Referential and Spatial Descriptions

When a continuum is in motion, quantities (such as temperature $\theta$, velocity $\mathbf{v}$) that are associated with specific particles change with time. There are two ways to describe these changes.

(i)

Following the particles, that is, we express $\theta$, $v_i$ as functions of the coordinates of a particle in a fixed reference configuration and time $t$. Said differently, we express

$$\theta = \theta (X_1,\ X_2,\ X_3,\ t),$$

$$v_i = v_i (X_1,\ X_2,\ X_3,\ t).$$

Such a description is known as Lagrangian or referential or material description.

(ii)

Observing the changes at fixed locations, that is, we express $\theta,\ v_i$ etc. as functions of $x_i$ and $t$. Thus

$$\theta = \theta(x_1,\ x_2,\ x_3,\ t),$$

$$v_i = v_i (x_1,\ x_2,\ x_3,\ t).$$

Such a description is known as spatial or Eulerian. We note that in this description, what is described (or measured) is the change of quantities at a fixed point in space (not a specific material particle) as a function of time. The same spatial position is occupied by different particles at different times. Therefore, the spatial description does not provide direct information regarding the changes in the values of a quantity associated with a material particle as it moves about in space.

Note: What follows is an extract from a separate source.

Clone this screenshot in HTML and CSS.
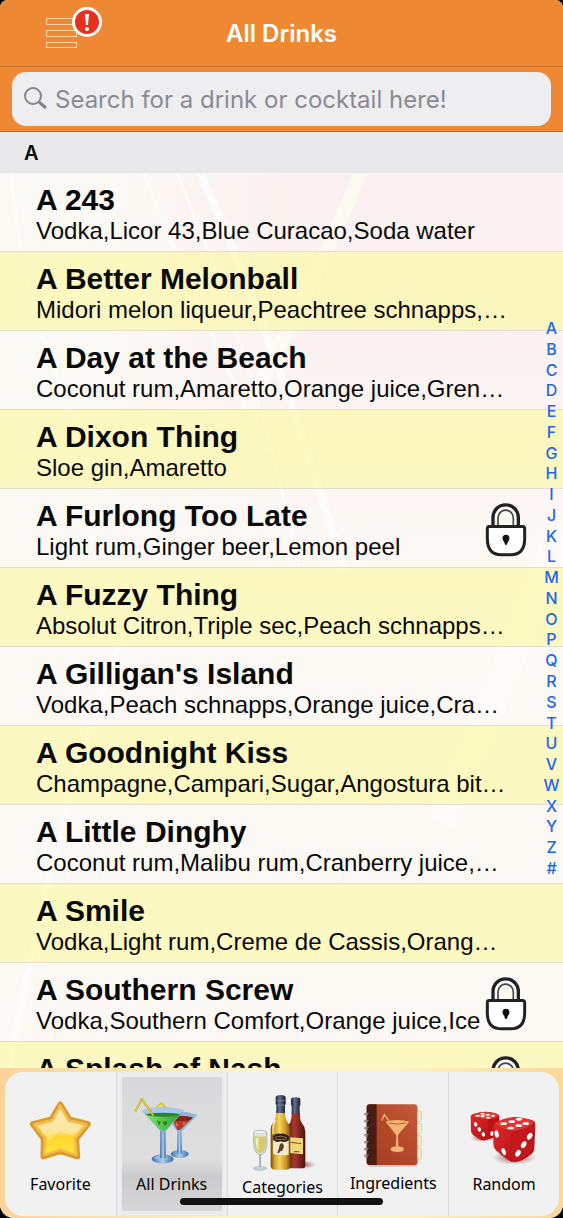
FILE: index.html
```html
<!DOCTYPE html>
<html lang="en">
<head>
    <meta charset="UTF-8">
    <meta name="viewport" content="width=device-width, initial-scale=1.0">
    <title>All Drinks</title>
    <link rel="stylesheet" href="styles.css">
</head>
<body>
    <!-- Shared padlock symbol -->
    <svg class="defs" aria-hidden="true">
        <symbol id="lock" viewBox="45 51 126 164">
            <path d="M69 122V97a38 38 0 0 1 76 0v25" fill="#fff" stroke="#222" stroke-width="10"/>
            <path d="M84 122V98a23 23 0 0 1 46 0v24" fill="#fbf9ee" stroke="#444" stroke-width="5"/>
            <path d="M57 124h101q6 0 6 6v31q0 48-42 48H94q-42 0-42-48v-31q0-6 5-6z" fill="#fff" stroke="#222" stroke-width="9"/>
            <path d="M108 149c14 0 12 15 5 22l-2 8h-6l-2-8c-7-7-9-22 5-22z" fill="#111"/>
        </symbol>
    </svg>

    <div class="screen">
        <header class="navbar">
            <button class="menu-button" type="button" aria-label="Menu">
                <svg width="60" height="52" viewBox="0 0 60 52">
                    <g fill="none" stroke="#ffd9a8" stroke-width="1">
                        <rect x="2.500" y="11.500" width="30" height="6"/>
                        <rect x="2.500" y="23.500" width="30" height="6"/>
                        <rect x="2.500" y="35.500" width="30" height="5"/>
                    </g>
                    <circle cx="43" cy="15" r="15" fill="#fff"/>
                    <circle cx="43" cy="15" r="12" fill="#e8301f"/>
                    <path d="M41 7h4l-1 11h-2z" fill="#fff"/>
                    <circle cx="43" cy="22" r="2" fill="#fff"/>
                </svg>
            </button>
            <h1>All Drinks</h1>
        </header>

        <form class="search-bar">
            <label class="search-field" for="search">
                <svg width="24" height="24" viewBox="0 0 24 24" fill="none" stroke="#85858a">
                    <circle cx="10" cy="9" r="8" stroke-width="2"/>
                    <path d="M16 15l7 6" stroke-width="3"/>
                </svg>
                <input type="text" id="search" placeholder="Search for a drink or cocktail here!">
            </label>
        </form>

        <main class="content">
            <!-- Light streaks behind the rows -->
            <svg class="streaks" viewBox="0 0 563 936" preserveAspectRatio="none" fill="none" stroke="#fff" aria-hidden="true">
                <path d="M195 30Q270 190 345 440" stroke-width="8" opacity=".6"/>
                <path d="M172 30Q255 220 300 440" stroke-width="3" opacity=".5"/>
                <path d="M140 30Q190 170 270 320" stroke-width="4" opacity=".4"/>
                <path d="M365 30Q325 130 240 290" stroke-width="14" stroke="#fcfbf4" opacity=".8"/>
                <path d="M10 30Q20 170 80 300" stroke-width="3" opacity=".5"/>
                <path d="M130 480Q50 690 0 990" stroke-width="6" opacity=".7"/>
                <path d="M563 390Q500 560 440 690" stroke-width="30" opacity=".25"/>
            </svg>
            <h2 class="section-title">A</h2>
            <ul class="drink-list">
                <li class="drink">
                    <h3>A 243</h3>
                    <p>Vodka,Licor 43,Blue Curacao,Soda water</p>
                </li>
                <li class="drink">
                    <h3>A Better Melonball</h3>
                    <p>Midori melon liqueur,Peachtree schnapps,…</p>
                </li>
                <li class="drink">
                    <h3>A Day at the Beach</h3>
                    <p>Coconut rum,Amaretto,Orange juice,Gren…</p>
                </li>
                <li class="drink">
                    <h3>A Dixon Thing</h3>
                    <p>Sloe gin,Amaretto</p>
                </li>
                <li class="drink">
                    <h3>A Furlong Too Late</h3>
                    <p>Light rum,Ginger beer,Lemon peel</p>
                    <svg class="lock"><use href="#lock"/></svg>
                </li>
                <li class="drink">
                    <h3>A Fuzzy Thing</h3>
                    <p>Absolut Citron,Triple sec,Peach schnapps…</p>
                </li>
                <li class="drink">
                    <h3>A Gilligan's Island</h3>
                    <p>Vodka,Peach schnapps,Orange juice,Cra…</p>
                </li>
                <li class="drink">
                    <h3>A Goodnight Kiss</h3>
                    <p>Champagne,Campari,Sugar,Angostura bit…</p>
                </li>
                <li class="drink">
                    <h3>A Little Dinghy</h3>
                    <p>Coconut rum,Malibu rum,Cranberry juice,…</p>
                </li>
                <li class="drink">
                    <h3>A Smile</h3>
                    <p>Vodka,Light rum,Creme de Cassis,Orang…</p>
                </li>
                <li class="drink">
                    <h3>A Southern Screw</h3>
                    <p>Vodka,Southern Comfort,Orange juice,Ice</p>
                    <svg class="lock"><use href="#lock"/></svg>
                </li>
                <li class="drink">
                    <h3>A Splash of Nash</h3>
                    <svg class="lock"><use href="#lock"/></svg>
                </li>
            </ul>
        </main>

        <!-- Alphabet index -->
        <nav class="index" aria-label="Index">
            <a href="#A">A</a><a href="#B">B</a><a href="#C">C</a><a href="#D">D</a><a href="#E">E</a><a href="#F">F</a><a href="#G">G</a><a href="#H">H</a><a href="#I">I</a><a href="#J">J</a><a href="#K">K</a><a href="#L">L</a><a href="#M">M</a><a href="#N">N</a><a href="#O">O</a><a href="#P">P</a><a href="#Q">Q</a><a href="#R">R</a><a href="#S">S</a><a href="#T">T</a><a href="#U">U</a><a href="#V">V</a><a href="#W">W</a><a href="#X">X</a><a href="#Y">Y</a><a href="#Z">Z</a><a href="#other">#</a>
        </nav>

        <footer class="tabbar">
            <div class="tabs">
                <button class="tab" type="button">
                    <svg width="76" height="76" viewBox="66 156 228 228">
                        <defs>
                            <linearGradient id="gold" x1="0" y1="0" x2="0" y2="1">
                                <stop offset="0" stop-color="#fde3a0"/>
                                <stop offset=".55" stop-color="#fbdc78"/>
                                <stop offset=".62" stop-color="#fdd630"/>
                                <stop offset="1" stop-color="#ffe43c"/>
                            </linearGradient>
                        </defs>
                        <path d="M181 193L208 238L264 252L229 296L232 350L181 334L130 350L131 296L98 252L154 238Z" fill="#d99a2b" stroke="#d99a2b" stroke-width="17" stroke-linejoin="round"/>
                        <path d="M181 197L206 241L259 254L225 295L229 345L181 329L133 345L135 295L103 254L156 241Z" fill="url(#gold)" stroke="#f3bc48" stroke-width="8" stroke-linejoin="round"/>
                        <path d="M181 207L202 245L246 256L220 287L180 272L148 303L141 293L115 258L160 246Z" fill="#fff" opacity=".25"/>
                    </svg>
                    <span>Favorite</span>
                </button>
                <button class="tab active" type="button">
                    <svg width="76" height="76" viewBox="39 21 228 228">
                        <defs>
                            <linearGradient id="stem" x1="0" x2="1">
                                <stop offset="0" stop-color="#3f6ea8"/>
                                <stop offset=".5" stop-color="#a9cdec"/>
                                <stop offset="1" stop-color="#3d6ba6"/>
                            </linearGradient>
                            <linearGradient id="green" x1="0" x2="1">
                                <stop offset="0" stop-color="#7be868"/>
                                <stop offset="1" stop-color="#2ea32c"/>
                            </linearGradient>
                        </defs>
                        <path d="M106 67l15-13 14 14" fill="none" stroke="#e3c51f" stroke-width="5"/>
                        <ellipse cx="176" cy="207" rx="27" ry="12" fill="url(#stem)"/>
                        <path d="M170 140h11l2 66h-15z" fill="url(#stem)"/>
                        <path d="M128 87q50-16 101 3l-47 50h-12z" fill="#8db7dc"/>
                        <path d="M150 95q35-7 66 2l-38 37q-5 2-10 0z" fill="#bd3527"/>
                        <path d="M152 97q32-8 63 1l-7 7q-25 5-56 2z" fill="#842418"/>
                        <path d="M165 110l8 11-10 7zM188 108l8 8-12 7z" fill="#e1624c"/>
                        <ellipse cx="125" cy="222" rx="33" ry="14" fill="url(#stem)"/>
                        <ellipse cx="120" cy="218" rx="20" ry="7" fill="#a8cbea" opacity=".6"/>
                        <path d="M118 132h15l2 88h-18z" fill="url(#stem)"/>
                        <path d="M63 77q62-20 126 0l-54 61q-9 5-17 0z" fill="#84b1d9"/>
                        <ellipse cx="126" cy="78" rx="63" ry="11" fill="#a7c9e6"/>
                        <path d="M75 89q50-10 101 0l-43 46q-8 4-15 0z" fill="url(#green)"/>
                        <ellipse cx="126" cy="89" rx="49" ry="6" fill="#27842a"/>
                        <path d="M108 106l12 5-7 11zM126 112l10-5 3 10-10 5z" fill="#267e25"/>
                        <path d="M43 80L62 42L97 91" fill="none" stroke="#b29a18" stroke-width="6" stroke-linejoin="round"/>
                        <path d="M43 80L62 42L97 91" fill="none" stroke="#f3e13d" stroke-width="3" stroke-linejoin="round"/>
                    </svg>
                    <span>All Drinks</span>
                </button>
                <button class="tab" type="button">
                    <svg width="76" height="82" viewBox="12 12 228 246">
                        <defs>
                            <linearGradient id="white-wine" x1="0" x2="1">
                                <stop offset="0" stop-color="#6b4a10"/>
                                <stop offset=".2" stop-color="#d9a32a"/>
                                <stop offset=".45" stop-color="#f3d65c"/>
                                <stop offset=".8" stop-color="#c98f1f"/>
                                <stop offset="1" stop-color="#70490c"/>
                            </linearGradient>
                            <linearGradient id="red-wine" x1="0" x2="1">
                                <stop offset="0" stop-color="#4a1310"/>
                                <stop offset=".4" stop-color="#a83830"/>
                                <stop offset="1" stop-color="#54110e"/>
                            </linearGradient>
                            <linearGradient id="cap" x1="0" x2="1">
                                <stop offset="0" stop-color="#1a2236"/>
                                <stop offset=".4" stop-color="#63728f"/>
                                <stop offset="1" stop-color="#151b2c"/>
                            </linearGradient>
                            <radialGradient id="shade">
                                <stop offset="0" stop-color="#7d3030" stop-opacity=".8"/>
                                <stop offset="1" stop-color="#7d3030" stop-opacity="0"/>
                            </radialGradient>
                        </defs>
                        <ellipse cx="185" cy="239" rx="43" ry="13" fill="url(#shade)"/>
                        <path d="M155 84h25q-1 24 7 32 9 10 9 24v102q0 8-12 8h-32q-12 0-12-8V140q0-14 8-24t7-32z" fill="url(#red-wine)"/>
                        <path d="M153 43q0-6 14-6t14 6v18l-2 2v23h-24V63l-2-2z" fill="url(#cap)"/>
                        <path d="M149 157l40 3v48l-40-4z" fill="#efd77c"/>
                        <path d="M153 172l31 4M162 200h16" stroke="#aa3d2a" stroke-width="3"/>
                        <path d="M108 78h27q-1 24 9 35 7 8 7 22v108q0 11-15 11h-29q-15 0-15-11V135q0-14 8-23 9-10 8-34z" fill="url(#white-wine)"/>
                        <path d="M107 38q0-8 15-8t15 8v20l-2 2v24h-26V60l-2-2z" fill="url(#cap)"/>
                        <path d="M110 47h25M110 60h25" stroke="#8391aa" stroke-width="2"/>
                        <path d="M99 153h47v56q-24 4-47-2z" fill="#f4e9c2"/>
                        <path d="M99 153q9-9 23-7 16-2 25 8v11q-9 9-25 4-13 5-23-5z" fill="#2c2517"/>
                        <path d="M104 158q18-9 37 1M104 163h36" stroke="#c79d3f" stroke-width="2" fill="none"/>
                        <path d="M125 174q10 6 5 16l-4 9-4-2-5 8-5-2 5-14q1-12 8-15z" fill="#54422d"/>
                        <path d="M106 105q-7 10-7 28v14" stroke="#fff4b5" stroke-width="4" fill="none"/>
                        <path d="M42 139q20-7 37 0 8 63-14 70h-8q-22-10-15-70z" fill="#e0e5e3" stroke="#949c9f" stroke-width="2"/>
                        <path d="M43 153q18 5 36 0 2 45-15 51h-7q-16-7-14-51z" fill="#d5cc6d"/>
                        <path d="M47 158h8v38q-8-8-8-38z" fill="#f7f2b7"/>
                        <ellipse cx="60" cy="141" rx="17" ry="4" fill="#f8faf9" stroke="#aab2b5"/>
                        <path d="M58 208h5v39h-5z" fill="#9caab2"/>
                        <ellipse cx="60" cy="250" rx="20" ry="6" fill="#c3d1dc" stroke="#8597a5"/>
                    </svg>
                    <span>Categories</span>
                </button>
                <button class="tab" type="button">
                    <svg width="76" height="74" viewBox="405 159 228 222">
                        <defs>
                            <linearGradient id="cover" x1="0" y1="1" x2="1" y2="0">
                                <stop offset="0" stop-color="#a53d21"/>
                                <stop offset=".5" stop-color="#b44729"/>
                                <stop offset="1" stop-color="#c85a3c"/>
                            </linearGradient>
                        </defs>
                        <rect x="443" y="198" width="150" height="182" rx="9" fill="#999" opacity=".5"/>
                        <g fill="#fff3d2" stroke="#d4b384" stroke-width="2">
                            <rect x="578" y="213" width="26" height="31" rx="4"/>
                            <rect x="578" y="250" width="26" height="31" rx="4"/>
                            <rect x="578" y="287" width="26" height="31" rx="4"/>
                            <rect x="578" y="325" width="26" height="32" rx="4"/>
                        </g>
                        <rect x="440" y="193" width="152" height="182" rx="9" fill="url(#cover)"/>
                        <path d="M449 193h21v182h-21q-9 0-9-9V202q0-9 9-9z" fill="#4a1c12"/>
                        <g fill="#331a12">
                            <circle cx="447" cy="223" r="6"/><circle cx="447" cy="244" r="6"/><circle cx="447" cy="265" r="6"/>
                            <circle cx="447" cy="286" r="6"/><circle cx="447" cy="307" r="6"/><circle cx="447" cy="328" r="6"/><circle cx="447" cy="348" r="6"/>
                        </g>
                        <path d="M446 220h-12v5h10M446 241h-12v5h10M446 262h-12v5h10M446 283h-12v5h10M446 304h-12v5h10M446 325h-12v5h10M446 345h-12v5h10" fill="none" stroke="#8d8683" stroke-width="3"/>
                        <path d="M497 245q35-10 71 0l-32 37q-2 3-2 8l1 29q17 2 17 9 0 8-20 8t-20-8q0-7 16-9l1-29q0-5-3-8z" fill="#f0b672"/>
                        <path d="M507 249q25 7 51 0" fill="none" stroke="#bd5b36" stroke-width="3"/>
                        <path d="M485 242l8-18 15 21" fill="none" stroke="#f0b672" stroke-width="4"/>
                    </svg>
                    <span>Ingredients</span>
                </button>
                <button class="tab" type="button">
                    <svg width="76" height="76" viewBox="15 6 228 228">
                        <defs>
                            <linearGradient id="die" x1="0" y1="0" x2="1" y2="1">
                                <stop offset="0" stop-color="#e42a2a"/>
                                <stop offset="1" stop-color="#a60c10"/>
                            </linearGradient>
                            <radialGradient id="die-shade">
                                <stop offset="0" stop-color="#600" stop-opacity=".6"/>
                                <stop offset="1" stop-color="#600" stop-opacity="0"/>
                            </radialGradient>
                        </defs>
                        <ellipse cx="160" cy="203" rx="66" ry="22" fill="url(#die-shade)"/>
                        <ellipse cx="65" cy="143" rx="36" ry="14" fill="url(#die-shade)"/>
                        <path d="M38 71q25-8 48-5 28 4 29 12v60l-43 13q-10 1-18-4l-17-11q-7-5-7-14l-1-41q0-8 9-10z" fill="url(#die)"/>
                        <path d="M34 75q28-9 53-7 25 3 25 9-2 6-31 10-26 0-47-12z" fill="#e93835"/>
                        <path d="M82 90q30-7 32-10v58l-38 11q5-8 6-59z" fill="#b81418"/>
                        <g fill="#fff">
                            <ellipse cx="65" cy="71" rx="7" ry="3"/><ellipse cx="80" cy="74" rx="7" ry="3"/><ellipse cx="96" cy="77" rx="6" ry="3"/>
                            <ellipse cx="50" cy="77" rx="7" ry="3"/><ellipse cx="65" cy="79" rx="7" ry="3"/><ellipse cx="82" cy="83" rx="7" ry="3"/>
                            <ellipse cx="44" cy="103" rx="5" ry="7" transform="rotate(-20 44 103)"/>
                            <ellipse cx="55" cy="118" rx="5" ry="7" transform="rotate(-20 55 118)"/>
                            <ellipse cx="67" cy="133" rx="5" ry="7" transform="rotate(-20 67 133)"/>
                            <ellipse cx="93" cy="131" rx="5" ry="7"/>
                        </g>
                        <path d="M108 95q31-14 57-14 46 5 54 13 5 5 4 14l-3 65q0 12-9 19-25 21-47 24-13 2-24-7-20-13-36-29-8-9-7-23l1-47q0-11 10-15z" fill="url(#die)"/>
                        <path d="M105 98q35-15 61-15 44 4 51 12-4 11-54 24-33 2-58-21z" fill="#e8312f"/>
                        <path d="M163 122q43-8 57-24l-3 75q-3 12-14 19-21 18-47 21-9-2-8-16l1-52q0-16 14-23z" fill="#c2171b"/>
                        <path d="M105 100q27 21 57 20 35-5 54-22" fill="none" stroke="#f2605b" stroke-width="3" opacity=".6"/>
                        <g fill="#fff">
                            <ellipse cx="174" cy="88" rx="10" ry="4"/><ellipse cx="152" cy="95" rx="10" ry="4"/><ellipse cx="128" cy="101" rx="10" ry="4"/>
                            <ellipse cx="194" cy="101" rx="10" ry="4"/><ellipse cx="173" cy="107" rx="10" ry="4"/><ellipse cx="149" cy="114" rx="10" ry="4"/>
                            <ellipse cx="107" cy="132" rx="6" ry="11" transform="rotate(-12 107 132)"/>
                            <ellipse cx="128" cy="185" rx="6" ry="11" transform="rotate(-20 128 185)"/>
                            <ellipse cx="206" cy="139" rx="7" ry="11" transform="rotate(32 206 139)"/>
                            <ellipse cx="188" cy="164" rx="7" ry="11" transform="rotate(32 188 164)"/>
                            <ellipse cx="171" cy="190" rx="7" ry="11" transform="rotate(32 171 190)"/>
                        </g>
                    </svg>
                    <span>Random</span>
                </button>
            </div>
        </footer>
        <div class="home-indicator"></div>
    </div>
</body>
</html>
```
FILE: styles.css
```css
* {
    box-sizing: border-box;
}

body {
    margin: 0;
    background-color: #000;
    font-family: "Liberation Sans", Arial, sans-serif;
    color: #0a0a0a;
}

h1, h2, h3, p, ul {
    margin: 0;
    padding: 0;
}

button {
    border: none;
    padding: 0;
    background: none;
    color: inherit;
    cursor: pointer;
}

.defs {
    display: none;
}

.screen {
    position: relative;
    display: flex;
    flex-direction: column;
    height: 100vh;
    overflow: hidden;
    border-radius: 8px 8px 14px 14px;
    background-color: #fdf9f4;
}

/* Top bar */
.navbar {
    display: grid;
    grid-template-columns: 1fr auto 1fr;
    align-items: center;
    height: 67px;
    padding: 0 44px;
    background-color: #ef8832;
    border-bottom: 1px solid #cb7029;
}

.menu-button {
    display: flex;
    justify-self: start;
}

.navbar h1 {
    font-family: Inter, sans-serif;
    font-size: 24px;
    font-weight: 600;
    color: #fff;
}

/* Search */
.search-bar {
    padding: 5px 12px;
    background-color: #ef8832;
    border-bottom: 1px solid #c56c2a;
}

.search-field {
    display: flex;
    align-items: center;
    gap: 8px;
    height: 54px;
    padding: 0 11px;
    border-radius: 14px;
    background-color: #eeeef0;
}

.search-field input {
    flex: 1;
    min-width: 0;
    border: none;
    padding: 0;
    outline: none;
    background: none;
    font-family: Inter, sans-serif;
    font-size: 24px;
}

.search-field input::placeholder {
    color: #8a8a8f;
    opacity: 1;
}

/* Drinks */
.content {
    position: relative;
    flex: 1;
    min-height: 0;
    overflow: hidden;
    background:
        linear-gradient(to bottom, rgba(252, 249, 244, 0) 15%, #fcf9f5 50%),
        linear-gradient(to right, #fbf9f4 20%, #fbf1f0 55%);
}

.streaks {
    position: absolute;
    inset: 0;
    width: 100%;
    height: 100%;
}

.section-title {
    position: relative;
    padding: 2px 24px 0;
    background-color: #e9e9eb;
    font-family: Inter, sans-serif;
    font-size: 20px;
    font-weight: 600;
    line-height: 39px;
}

.drink-list {
    list-style: none;
}

.drink {
    position: relative;
    height: 79px;
    padding: 11px 36px 0;
    border-bottom: 1px solid #e3dfd5;
    white-space: nowrap;
}

.drink:nth-child(even) {
    background-color: rgba(251, 247, 150, 0.55);
}

.drink h3 {
    font-size: 30px;
    line-height: 32px;
}

.drink p {
    font-size: 24px;
    line-height: 30px;
}

.lock {
    position: absolute;
    top: 13px;
    right: 36px;
    width: 42px;
    height: 55px;
}

.index {
    position: absolute;
    top: 318px;
    right: 0;
    display: flex;
    flex-direction: column;
    width: 23px;
    height: 46%;
    justify-content: space-between;
    text-align: center;
    font-family: Inter, sans-serif;
    font-size: 16px;
    font-weight: 500;
    line-height: 20px;
}

.index a {
    color: #2466e8;
    text-decoration: none;
}

/* Bottom tabs */
.tabbar {
    padding: 4px 4px 2px 5px;
    background: linear-gradient(to right, #fbd398, #fdf3c6 40%, #fdf3c6 70%, #fbd79c);
}

.tabs {
    display: grid;
    grid-template-columns: repeat(5, 1fr);
    height: 144px;
    border-radius: 18px;
    background-color: #f1f1f2;
}

.tab {
    display: flex;
    flex-direction: column;
    align-items: center;
    justify-content: center;
    gap: 4px;
    font-family: "Noto Sans", sans-serif;
    font-size: 16px;
    line-height: 24px;
    color: #000;
}

.tab + .tab {
    border-left: 1px solid #d9dadd;
}

.tab.active {
    background: linear-gradient(#d9d9db, #dededf 60%, #cbcbcd 75%, #d6d6d8) content-box, #ececed;
    padding: 5px;
}

.home-indicator {
    position: absolute;
    bottom: 13px;
    left: 32%;
    right: 32%;
    height: 7px;
    border-radius: 4px;
    background-color: #111;
}
```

The referential and spatial descriptions are, of course, related by the motion. That is, if the motion is known then, one description can be obtained from the other as illustrated by the following example.

Example: Given the motion of a body to be

$$x_i = X_i + 0\cdot 2tX_2\delta_{1i}. \nonumber$$ (i)

For the temperature field given by

$$\theta = 2x_1 + (x_2)^2, \nonumber$$ (ii)

(a)

find the material description of temperature, and

(b)

the rate of change of temperature of a particle which at time $t = 0$ was at the place $(0,\ 1,\ 0)$.

Solution

(a)

By substituting (i) into (ii), we obtain

$$\theta =\ 2x_1 + (x_2)^2,$$

$$=\ 2(X_1 + 0\cdot 2tX_2) + (X_2)^2,$$

$$=\ 2X_1 + (X_2 + 0\cdot 4t)X_2.\nonumber$$ (iii)

(b)

The temperature of the desired particle at different times is given by

$$\theta =\ (1 + 0\cdot 4t).$$

$$\therefore\ \frac{d\theta}{dt}=\ 0\cdot 4.$$

Note that even though the temperature is independent of time in the spatial description, a particle experiences a change in temperature as it moves from one spatial position to another; this becomes clear from eqn. (iii).

Whereas spatial description is often used in fluid mechanics, referential description is employed in solid mechanics and in formulating laws of mechanics.